● **DATA SUPPLIED**:
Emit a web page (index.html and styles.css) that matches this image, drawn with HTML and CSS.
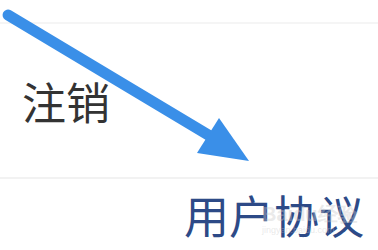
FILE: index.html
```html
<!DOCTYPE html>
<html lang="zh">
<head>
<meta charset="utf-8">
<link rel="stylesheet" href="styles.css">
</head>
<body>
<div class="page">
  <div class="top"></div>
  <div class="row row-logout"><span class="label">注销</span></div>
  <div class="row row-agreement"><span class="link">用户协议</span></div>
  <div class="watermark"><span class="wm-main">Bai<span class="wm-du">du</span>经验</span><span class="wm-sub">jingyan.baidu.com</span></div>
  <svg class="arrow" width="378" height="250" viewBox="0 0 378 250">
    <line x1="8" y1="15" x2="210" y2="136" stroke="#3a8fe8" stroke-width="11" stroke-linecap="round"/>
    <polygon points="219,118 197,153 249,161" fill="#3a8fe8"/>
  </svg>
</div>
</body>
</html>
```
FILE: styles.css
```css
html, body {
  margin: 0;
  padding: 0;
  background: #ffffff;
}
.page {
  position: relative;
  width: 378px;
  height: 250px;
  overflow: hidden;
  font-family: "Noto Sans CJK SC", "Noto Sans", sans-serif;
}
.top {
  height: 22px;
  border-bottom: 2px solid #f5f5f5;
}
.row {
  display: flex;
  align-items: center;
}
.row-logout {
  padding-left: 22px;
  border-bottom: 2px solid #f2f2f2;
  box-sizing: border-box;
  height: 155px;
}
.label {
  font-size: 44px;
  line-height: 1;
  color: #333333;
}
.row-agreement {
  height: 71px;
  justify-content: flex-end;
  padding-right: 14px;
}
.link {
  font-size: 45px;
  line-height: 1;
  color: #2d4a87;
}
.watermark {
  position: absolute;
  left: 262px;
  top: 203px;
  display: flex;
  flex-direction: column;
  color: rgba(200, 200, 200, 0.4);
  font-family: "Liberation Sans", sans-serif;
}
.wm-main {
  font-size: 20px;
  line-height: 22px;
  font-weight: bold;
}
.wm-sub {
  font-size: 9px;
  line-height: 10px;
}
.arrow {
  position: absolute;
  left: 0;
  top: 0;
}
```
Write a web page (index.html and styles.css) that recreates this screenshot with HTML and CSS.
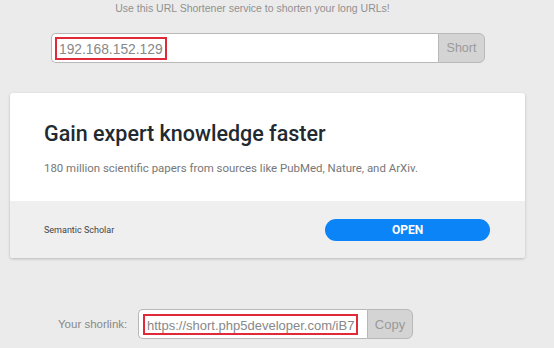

● **WHAT THE TASK ASKS**: Go through the entries above and output them exactly, without pictures.

● **TASK RESULT**:
Emit a web page (index.html and styles.css) that matches this image, drawn with HTML and CSS.
FILE: index.html
```html
<!DOCTYPE html>
<html lang="zh">
<head>
<meta charset="utf-8">
<link rel="stylesheet" href="styles.css">
</head>
<body>
<div class="page">
  <div class="top"></div>
  <div class="row row-logout"><span class="label">注销</span></div>
  <div class="row row-agreement"><span class="link">用户协议</span></div>
  <div class="watermark"><span class="wm-main">Bai<span class="wm-du">du</span>经验</span><span class="wm-sub">jingyan.baidu.com</span></div>
  <svg class="arrow" width="378" height="250" viewBox="0 0 378 250">
    <line x1="8" y1="15" x2="210" y2="136" stroke="#3a8fe8" stroke-width="11" stroke-linecap="round"/>
    <polygon points="219,118 197,153 249,161" fill="#3a8fe8"/>
  </svg>
</div>
</body>
</html>
```
FILE: styles.css
```css
html, body {
  margin: 0;
  padding: 0;
  background: #ffffff;
}
.page {
  position: relative;
  width: 378px;
  height: 250px;
  overflow: hidden;
  font-family: "Noto Sans CJK SC", "Noto Sans", sans-serif;
}
.top {
  height: 22px;
  border-bottom: 2px solid #f5f5f5;
}
.row {
  display: flex;
  align-items: center;
}
.row-logout {
  padding-left: 22px;
  border-bottom: 2px solid #f2f2f2;
  box-sizing: border-box;
  height: 155px;
}
.label {
  font-size: 44px;
  line-height: 1;
  color: #333333;
}
.row-agreement {
  height: 71px;
  justify-content: flex-end;
  padding-right: 14px;
}
.link {
  font-size: 45px;
  line-height: 1;
  color: #2d4a87;
}
.watermark {
  position: absolute;
  left: 262px;
  top: 203px;
  display: flex;
  flex-direction: column;
  color: rgba(200, 200, 200, 0.4);
  font-family: "Liberation Sans", sans-serif;
}
.wm-main {
  font-size: 20px;
  line-height: 22px;
  font-weight: bold;
}
.wm-sub {
  font-size: 9px;
  line-height: 10px;
}
.arrow {
  position: absolute;
  left: 0;
  top: 0;
}
```
Write a web page (index.html and styles.css) that recreates this screenshot with HTML and CSS.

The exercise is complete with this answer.